Legislata

Jul 14, 2021

5 min read

Who does Beacon Hill follow on Twitter?

Access the data here

One of the most common concerns in American politics in 2021 is that citizens are occupying different informational ecosystems. With the collapse in local journalism and the rise of algorithmically-driven social media targeting, voters may now be consuming entirely different sets of information.

But what about legislators? Are they also living in bubbles or do they rely on the same sources of news?

While we can’t fully know what information they get. However, there is one window into what they see.

Twitter’s transparency

We downloaded the accounts followed by the 178 members of the Massachusetts State Legislature with public twitter accounts and who follow others. This gave us a list of 60,254 accounts that at least one representative or senator followed and 167,831 unique follower-followed relationships. The median legislator followed 740 accounts, though with a wide range across the building.

Most legislators follow less than 1,000 accounts, though there are a few outliers who follow more than 3,000 each

Most legislators follow less than 1,000 accounts, though there are a few outliers who follow more than 3,000 each

We then looked at which accounts were followed across the Senate and House and broke it down between Democrats and Republicans and, within Democrats, members of the Progressive Caucus or not.

You can access and download the full data for the 28,000 most popular accounts. See how followed you might be and conduct your own analysis.

Our findings

Legislators like government accounts

Top five followed accounts in the MA State House

Top five followed accounts in the MA State House

This makes sense. Not only are the other members of the legislature and constitutional officers their colleagues, they are also important political actors. A Senator or Representative would want to be up to date with the latest statements from these accounts.

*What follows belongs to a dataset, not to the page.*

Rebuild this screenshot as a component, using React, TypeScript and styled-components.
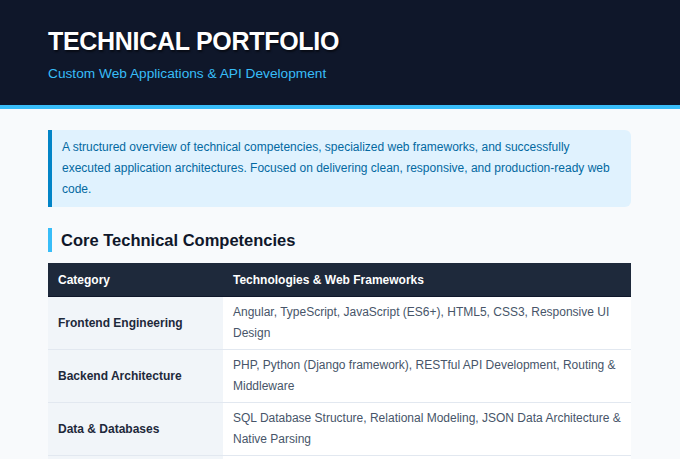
import React from "react";
import styled, { createGlobalStyle } from "styled-components";

const Global = createGlobalStyle`
  body { margin: 0; background: #f8fafc; font-family: "Liberation Sans", Arial, sans-serif; }
`;

const Header = styled.header`
  background: #0f172a;
  border-bottom: 4px solid #38bdf8;
  padding: 27px 48px 0;
  height: 78px;
`;
const Title = styled.h1`
  margin: 0;
  color: #fff;
  font-size: 25px;
  font-weight: 700;
  letter-spacing: -0.3px;
  text-shadow: 1px 2px 2px rgba(0,0,0,0.5);
  line-height: 28px;
`;
const Subtitle = styled.p`
  margin: 10px 0 0;
  color: #38bdf8;
  font-size: 13.7px;
  line-height: 18px;
`;
const Main = styled.main`
  padding: 21px 49px 0 48px;
`;
const Intro = styled.div`
  background: #e0f2fe;
  border-left: 4px solid #0284c7;
  border-radius: 0 6px 6px 0;
  padding: 7px 14px 7px 10px;
  color: #0369a1;
  font-size: 12px;
  line-height: 21px;
`;
const SectionTitle = styled.h2`
  margin: 21px 0 11px;
  border-left: 4px solid #38bdf8;
  padding-left: 9px;
  font-size: 16.5px;
  font-weight: 700;
  color: #0f172a;
  line-height: 24px;
`;
const Table = styled.table`
  width: 100%;
  border-collapse: collapse;
  background: #fff;
  font-size: 12px;
`;
const Th = styled.th`
  background: #1e293b;
  color: #fff;
  text-align: left;
  font-weight: 700;
  padding: 0 10px;
  height: 33px;
  border-bottom: 1px solid #0f172a;
`;
const Td = styled.td<{ $cat?: boolean }>`
  padding: 5px 10px;
  height: 41px;
  vertical-align: middle;
  border-bottom: 1px solid #e2e8f0;
  line-height: 21px;
  ${(p) => p.$cat ? "background:#f1f5f9;font-weight:700;color:#1e293b;width:155px;" : "color:#475569;"}
`;

const rows = [
  ["Frontend Engineering", "Angular, TypeScript, JavaScript (ES6+), HTML5, CSS3, Responsive UI Design"],
  ["Backend Architecture", "PHP, Python (Django framework), RESTful API Development, Routing & Middleware"],
  ["Data & Databases", "SQL Database Structure, Relational Modeling, JSON Data Architecture & Native Parsing"],
  ["Development Standards", "Clean Code Principles, OOP (Object-Oriented Programming), Git Version Control, Agile Workflow"],
];

export default function App() {
  return (
    <>
      <Global />
      <Header>
        <Title>TECHNICAL PORTFOLIO</Title>
        <Subtitle>Custom Web Applications &amp; API Development</Subtitle>
      </Header>
      <Main>
        <Intro>
          A structured overview of technical competencies, specialized web frameworks, and successfully executed application architectures. Focused on delivering clean, responsive, and production-ready web code.
        </Intro>
        <SectionTitle>Core Technical Competencies</SectionTitle>
        <Table>
          <thead>
            <tr><Th>Category</Th><Th>Technologies &amp; Web Frameworks</Th></tr>
          </thead>
          <tbody>
            {rows.map(([c, t]) => (
              <tr key={c}><Td $cat>{c}</Td><Td>{t}</Td></tr>
            ))}
          </tbody>
        </Table>
      </Main>
    </>
  );
}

It appears to be used for news

Of the legislators with Twitter accounts, 69% follow the Boston Globe. WGBH is followed by 56% and WBUR by 52%. The State House News Service is in fact the top account overall, followed by 92% of the legislature (more than the Governor, Attorney General, Speaker, or Senate President).

National news are also followed

We also see here some of the divides present in general society. MSNBC is twice as common in Democratic follower lists as Republicans’ and the New York Times is followed by 52% of Democrats but 38% of Republicans. Fox News, meanwhile, is followed by only 7% of Democrats but is the largest national source for Republicans, with 46% following it.

Twitter follow lists are sticky

Speaker Mariano, for example, is followed by fewer members than former Speaker DeLeo’s account. Some of the top non-legislators are ex-legislators (who may have picked up their followers during their time in office). Former MA-focused reporters have more followers than current reporters.

Political differences are apparent

The Massachusetts Democratic Party and Republican Party accounts are followed by members of their own party and not the others, as are major leaders in each party. Sen. Elizabeth Warren is followed by 81% of Democrats and only 23% of Republicans and Charlie Baker’s personal/campaign account is followed by 88% of Republicans and 68% of Democrats.

These differences are not absolute, it’s important to note. A network analysis of who follows what, which shows us whether legislators are following enough of the same accounts that they are in separate clusters, does show quite a lot of overlap. We can’t say that members are completely isolated from one another.

Network analysis graph of the information network in the State House. Closer dots mean they follow more similar accounts.

Network analysis graph of the information network in the State House. Closer dots mean they follow more similar accounts.

Nonetheless, there are some significant differences that go beyond party members to organizations seen as more sympathetic to one party or the other or that are more closely connected to a caucus’ purpose.

Some of the largest gaps between the parties include the following percentages for:

  • More Republican: National Federation of Independent Business, MA Fiscal Alliance, WRKO, Fox News, Howie Carr
  • More Democratic: AFL-CIO, Sierra Club, 1199 SEIU, NARAL, Environmental League of Massachusetts

Within the Democratic Caucus, we see that members of the Progressive Caucus are much more likely to follow NARAL and the Sierra Club. Democrats not in the Progressive Caucus are more likely to follow Rep. Stephen Lynch and Secretary of Labor Marty Walsh.

Quick hits

  • The Red Sox are the most followed team, followed by the Patriots, and the Celtics and Bruins.
  • More GOP members follow the Boston Herald than the Globe. For Democrats, it’s the reverse.
  • Former Politico Playbook reporter Stephanie Murray is more followed than @politicoma.
  • WGBH’s Mike Deehan is the most followed reporter.
  • Councillor Michelle Wu is the most followed Boston mayoral candidate.